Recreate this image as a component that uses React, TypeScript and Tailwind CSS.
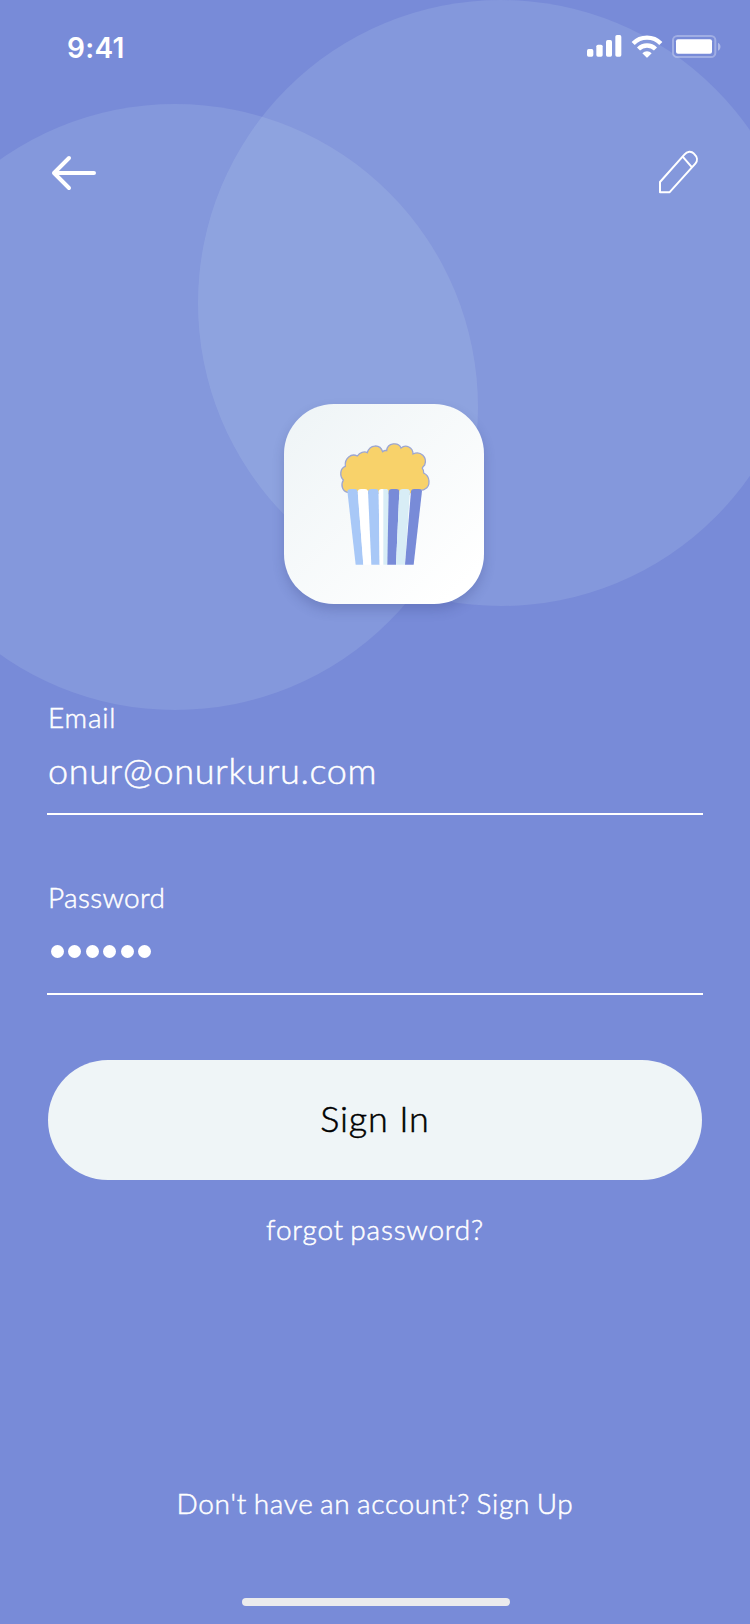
function SignalIcon() {
  return (
    <svg className="h-[22px] w-[35px]" viewBox="81 45 105 66" fill="white">
      <rect x="81" y="87" width="19" height="23" rx="5" />
      <rect x="109" y="74" width="19" height="36" rx="5" />
      <rect x="138" y="60" width="18" height="50" rx="5" />
      <rect x="166" y="45" width="18" height="65" rx="5" />
    </svg>
  );
}

function WifiIcon() {
  return (
    <svg className="h-[23px] w-[32px]" viewBox="212 42 96 69" fill="none" stroke="white" strokeWidth="13">
      <path d="M218.500 67.500A58 58 0 0 1 301.500 67.500" />
      <path d="M234.500 84A36 36 0 0 1 285.500 84" />
      <path d="M246 97C254 88.500 266 88.500 274 97L262 109Q260 111 258 109Z" fill="white" stroke="none" />
    </svg>
  );
}

function BatteryIcon() {
  return (
    <svg className="h-[23px] w-[49px]" viewBox="336 43 147 69" fill="none">
      <rect x="339" y="46" width="127" height="63" rx="13" stroke="white" strokeOpacity="0.3" strokeWidth="6" />
      <rect x="348" y="56" width="108" height="43" rx="6" fill="white" />
      <path d="M474 66C484 70 484 86 474 90Z" fill="white" fillOpacity="0.4" />
    </svg>
  );
}

function BackIcon() {
  return (
    <svg className="h-9 w-[46px]" viewBox="0 0 46 36" fill="none" stroke="white" strokeWidth="4" strokeLinecap="round" strokeLinejoin="round">
      <path d="M18 3L3 18L18 33M3 18H43" />
    </svg>
  );
}

function PencilIcon() {
  return (
    <svg className="h-11 w-[41px]" viewBox="294 390 123 132" fill="none" stroke="white" strokeWidth="6" strokeLinejoin="round">
      <path d="M300 486L373 404C382 393 394 393 402 401C413 411 413 423 406 431L329 516.500H300Z" />
      <path d="M368 410L396 442" />
    </svg>
  );
}

function PopcornLogo() {
  return (
    <svg className="h-[150px] w-[120px]" viewBox="0 0 360 450">
      <path
        d="M82 187C68 184 61 166 70 150C58 137 60 115 76 109C73 84 94 69 112 78C119 67 133 63 142 68C149 43 180 41 188 65C193 61 196 61 200 62C202 38 236 35 243 54C258 41 279 53 279 72C302 61 323 82 314 105C311 109 306 111 307 115Q312 121 311 129C331 138 332 169 315 177Q309 182 300 180L268 193Z"
        fill="#f8d26a"
        stroke="#9ca6d2"
        strokeWidth="4"
      />
      <path d="M82 183Q84 177 92 177H105Q111 177 113 183L130 404H107Z" fill="#a8c8f7" />
      <path d="M113 183Q115 177 123 177H135Q142 177 144 183L154 404H130Z" fill="white" />
      <path d="M144 183Q146 177 154 177H167Q174 177 176 183L179 404H154Z" fill="#a8c8f7" />
      <path d="M176 183Q178 177 184 177H200V404H179Z" fill="white" />
      <path d="M190 177H198Q204 177 206 183L203 404H190Z" fill="#d8edf6" />
      <path d="M206 183Q208 177 215 177H229Q237 177 238 183L228 404H202Z" fill="#788bd8" />
      <path d="M238 183Q240 177 248 177H261Q268 177 270 183L256 404H228Z" fill="#d8edf6" />
      <path d="M270 190L273 190L258 404H255Z" fill="white" />
      <path d="M273 183Q275 177 282 177H297Q304 177 306 183L281 404H255Z" fill="#788bd8" />
    </svg>
  );
}

export default function App() {
  return (
    <div className="relative flex h-[1624px] w-[750px] flex-col overflow-hidden bg-[#788bd8] font-['Lato',sans-serif] font-light text-white">
      <div className="absolute top-[104px] left-[-128px] size-[606px] rounded-full bg-[#d8edf6]/13" />
      <div className="absolute top-0 left-[198px] size-[606px] rounded-full bg-[#d8edf6]/13" />

      <header className="relative flex h-[92px] items-center justify-between pr-[29px] pl-[67px]">
        <span className="pt-[3px] font-['Inter',sans-serif] text-[28px] leading-8 font-semibold tracking-[0.3px]">9:41</span>
        <div className="flex items-center gap-[9px]">
          <SignalIcon />
          <WifiIcon />
          <BatteryIcon />
        </div>
      </header>

      <nav className="relative flex h-40 items-start justify-between pt-[58px] pr-[51px] pl-[51px]">
        <button className="mt-[5px]" aria-label="Back">
          <BackIcon />
        </button>
        <button aria-label="Edit">
          <PencilIcon />
        </button>
      </nav>

      <div className="relative mt-[152px] ml-[284px] size-[200px] rounded-[50px] bg-linear-to-br from-[#eef4f6] to-white to-90% pt-[26px] pl-9 shadow-[0_6px_12px_rgba(40,50,110,0.22)]">
        <PopcornLogo />
      </div>

      <main className="relative mt-[93px] flex flex-col px-[47px] [-webkit-text-stroke:0.5px]">
        <label className="flex h-[118px] flex-col border-b-2 border-white">
          <span className="pl-px text-[28px] leading-10 tracking-[0.8px]">Email</span>
          <span className="mt-[7px] pl-px text-[36px] leading-[52px] tracking-[0.65px]">onur@onurkuru.com</span>
        </label>
        <div className="mt-[62px] flex h-[118px] flex-col border-b-2 border-white">
          <span className="pl-px text-[28px] leading-10 tracking-[0.35px]">Password</span>
          <div className="mt-[28px] ml-[3.500px] flex gap-[4.500px]">
            {[0, 1, 2, 3, 4, 5].map((i) => (
              <span key={i} className="size-[13px] rounded-full bg-white" />
            ))}
          </div>
        </div>
        <button className="mx-px mt-[65px] h-[120px] rounded-full bg-[#eff5f7] pb-[5px] text-[36px] tracking-[0.8px] text-black">Sign In</button>
        <a className="mt-[29px] self-center text-[28px] leading-10 tracking-[0.8px] [word-spacing:-2px]">forgot password?</a>
      </main>

      <footer className="relative mt-auto flex flex-col items-center pb-[18px]">
        <a className="text-[28px] leading-10 tracking-[0.7px] [-webkit-text-stroke:0.5px] [word-spacing:-1.700px]">
          Don't have an account? Sign Up
        </a>
        <div className="mt-[75px] ml-[2px] h-2 w-[268px] rounded-full bg-[#ebebed]" />
      </footer>
    </div>
  );
}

• _EXERCISE TASK_: Quote the material exactly. Pictures stay out.

• _SOLVED EXERCISE_:
Recreate this image as a component that uses React, TypeScript and Tailwind CSS.
function SignalIcon() {
  return (
    <svg className="h-[22px] w-[35px]" viewBox="81 45 105 66" fill="white">
      <rect x="81" y="87" width="19" height="23" rx="5" />
      <rect x="109" y="74" width="19" height="36" rx="5" />
      <rect x="138" y="60" width="18" height="50" rx="5" />
      <rect x="166" y="45" width="18" height="65" rx="5" />
    </svg>
  );
}

function WifiIcon() {
  return (
    <svg className="h-[23px] w-[32px]" viewBox="212 42 96 69" fill="none" stroke="white" strokeWidth="13">
      <path d="M218.500 67.500A58 58 0 0 1 301.500 67.500" />
      <path d="M234.500 84A36 36 0 0 1 285.500 84" />
      <path d="M246 97C254 88.500 266 88.500 274 97L262 109Q260 111 258 109Z" fill="white" stroke="none" />
    </svg>
  );
}

function BatteryIcon() {
  return (
    <svg className="h-[23px] w-[49px]" viewBox="336 43 147 69" fill="none">
      <rect x="339" y="46" width="127" height="63" rx="13" stroke="white" strokeOpacity="0.3" strokeWidth="6" />
      <rect x="348" y="56" width="108" height="43" rx="6" fill="white" />
      <path d="M474 66C484 70 484 86 474 90Z" fill="white" fillOpacity="0.4" />
    </svg>
  );
}

function BackIcon() {
  return (
    <svg className="h-9 w-[46px]" viewBox="0 0 46 36" fill="none" stroke="white" strokeWidth="4" strokeLinecap="round" strokeLinejoin="round">
      <path d="M18 3L3 18L18 33M3 18H43" />
    </svg>
  );
}

function PencilIcon() {
  return (
    <svg className="h-11 w-[41px]" viewBox="294 390 123 132" fill="none" stroke="white" strokeWidth="6" strokeLinejoin="round">
      <path d="M300 486L373 404C382 393 394 393 402 401C413 411 413 423 406 431L329 516.500H300Z" />
      <path d="M368 410L396 442" />
    </svg>
  );
}

function PopcornLogo() {
  return (
    <svg className="h-[150px] w-[120px]" viewBox="0 0 360 450">
      <path
        d="M82 187C68 184 61 166 70 150C58 137 60 115 76 109C73 84 94 69 112 78C119 67 133 63 142 68C149 43 180 41 188 65C193 61 196 61 200 62C202 38 236 35 243 54C258 41 279 53 279 72C302 61 323 82 314 105C311 109 306 111 307 115Q312 121 311 129C331 138 332 169 315 177Q309 182 300 180L268 193Z"
        fill="#f8d26a"
        stroke="#9ca6d2"
        strokeWidth="4"
      />
      <path d="M82 183Q84 177 92 177H105Q111 177 113 183L130 404H107Z" fill="#a8c8f7" />
      <path d="M113 183Q115 177 123 177H135Q142 177 144 183L154 404H130Z" fill="white" />
      <path d="M144 183Q146 177 154 177H167Q174 177 176 183L179 404H154Z" fill="#a8c8f7" />
      <path d="M176 183Q178 177 184 177H200V404H179Z" fill="white" />
      <path d="M190 177H198Q204 177 206 183L203 404H190Z" fill="#d8edf6" />
      <path d="M206 183Q208 177 215 177H229Q237 177 238 183L228 404H202Z" fill="#788bd8" />
      <path d="M238 183Q240 177 248 177H261Q268 177 270 183L256 404H228Z" fill="#d8edf6" />
      <path d="M270 190L273 190L258 404H255Z" fill="white" />
      <path d="M273 183Q275 177 282 177H297Q304 177 306 183L281 404H255Z" fill="#788bd8" />
    </svg>
  );
}

export default function App() {
  return (
    <div className="relative flex h-[1624px] w-[750px] flex-col overflow-hidden bg-[#788bd8] font-['Lato',sans-serif] font-light text-white">
      <div className="absolute top-[104px] left-[-128px] size-[606px] rounded-full bg-[#d8edf6]/13" />
      <div className="absolute top-0 left-[198px] size-[606px] rounded-full bg-[#d8edf6]/13" />

      <header className="relative flex h-[92px] items-center justify-between pr-[29px] pl-[67px]">
        <span className="pt-[3px] font-['Inter',sans-serif] text-[28px] leading-8 font-semibold tracking-[0.3px]">9:41</span>
        <div className="flex items-center gap-[9px]">
          <SignalIcon />
          <WifiIcon />
          <BatteryIcon />
        </div>
      </header>

      <nav className="relative flex h-40 items-start justify-between pt-[58px] pr-[51px] pl-[51px]">
        <button className="mt-[5px]" aria-label="Back">
          <BackIcon />
        </button>
        <button aria-label="Edit">
          <PencilIcon />
        </button>
      </nav>

      <div className="relative mt-[152px] ml-[284px] size-[200px] rounded-[50px] bg-linear-to-br from-[#eef4f6] to-white to-90% pt-[26px] pl-9 shadow-[0_6px_12px_rgba(40,50,110,0.22)]">
        <PopcornLogo />
      </div>

      <main className="relative mt-[93px] flex flex-col px-[47px] [-webkit-text-stroke:0.5px]">
        <label className="flex h-[118px] flex-col border-b-2 border-white">
          <span className="pl-px text-[28px] leading-10 tracking-[0.8px]">Email</span>
          <span className="mt-[7px] pl-px text-[36px] leading-[52px] tracking-[0.65px]">onur@onurkuru.com</span>
        </label>
        <div className="mt-[62px] flex h-[118px] flex-col border-b-2 border-white">
          <span className="pl-px text-[28px] leading-10 tracking-[0.35px]">Password</span>
          <div className="mt-[28px] ml-[3.500px] flex gap-[4.500px]">
            {[0, 1, 2, 3, 4, 5].map((i) => (
              <span key={i} className="size-[13px] rounded-full bg-white" />
            ))}
          </div>
        </div>
        <button className="mx-px mt-[65px] h-[120px] rounded-full bg-[#eff5f7] pb-[5px] text-[36px] tracking-[0.8px] text-black">Sign In</button>
        <a className="mt-[29px] self-center text-[28px] leading-10 tracking-[0.8px] [word-spacing:-2px]">forgot password?</a>
      </main>

      <footer className="relative mt-auto flex flex-col items-center pb-[18px]">
        <a className="text-[28px] leading-10 tracking-[0.7px] [-webkit-text-stroke:0.5px] [word-spacing:-1.700px]">
          Don't have an account? Sign Up
        </a>
        <div className="mt-[75px] ml-[2px] h-2 w-[268px] rounded-full bg-[#ebebed]" />
      </footer>
    </div>
  );
}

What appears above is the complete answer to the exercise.